Briefing the media after the seventh presidential International Investment Council (IIC) meeting in Cape Town, he said there was an imbalance between the perceptions and the reality of South Africa among some abroad.

He emphasised there was no chance government would simply seize or nationalise property for BEE purposes.

Although council members agreed BEE was necessary, it could not be counter-productive, and information about the BEE programme had to be properly communicated abroad, he said.

Trade and Industry Minister Mandisi Mpahlwa said the issue of BEE had been raised during the meeting, and everyone had accepted and recognised it as necessary to ensure long-term stability.

However, it was necessary to avoid confusion and unnecessary fears about what it actually involved.

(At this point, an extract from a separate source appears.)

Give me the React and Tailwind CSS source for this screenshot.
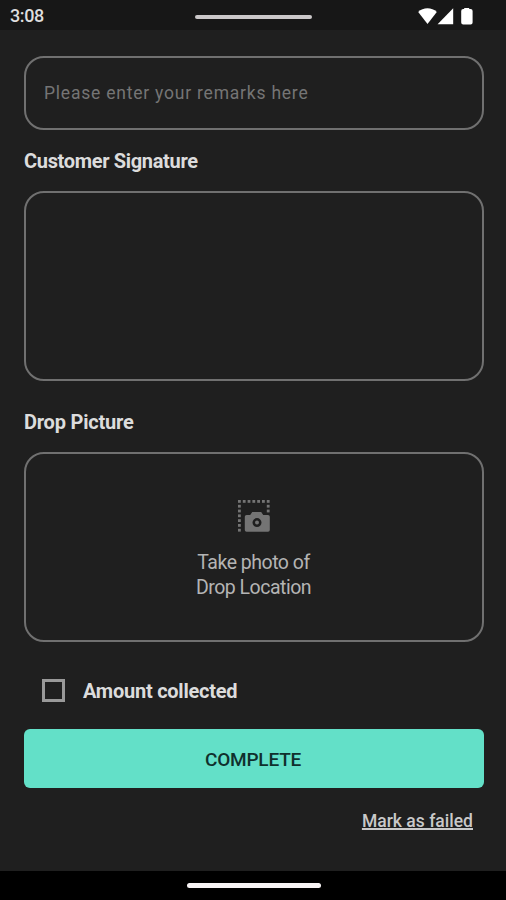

There was still a big gap between perceptions and the reality of

South Africa.

Government had to communicate more vigorously and consistently on BEE so that it was not seen as a risk to the security of investment here.

There was concern that not as much investment was taking place, both at home and abroad, as should be the case, Mpahlwa said.

Both Mbeki and Mpahlwa said it was important for potential investors to visit the country to gain first hand information.

Mbeki said government and the council were working on a report to determine what had to be done to facilitate more investment in South Africa, and would be looking at why some investors decided to go elsewhere instead.

This report was expected to be completed by January next year, so the IIC could consider ways to ”move things forward” at its next meeting, he said.

Mpahlwa said the council members had, during the meeting, expressed the view that South Africa should achieve a higher growth rate and that the conditions for this had been established.

This required raising the rate of both domestic and foreign investment, bearing in mind South Africa was competing with other economies for foreign direct investment. South Africa should therefore effectively market its comparative advantages, while addressing those areas where other competing countries did better than South Africa.

Council members advised government to communicate consistently about the country’s economic progress and success stories.

Council members also continued to maintain South Africa was a ”good investment destination”, Mpahlwa said.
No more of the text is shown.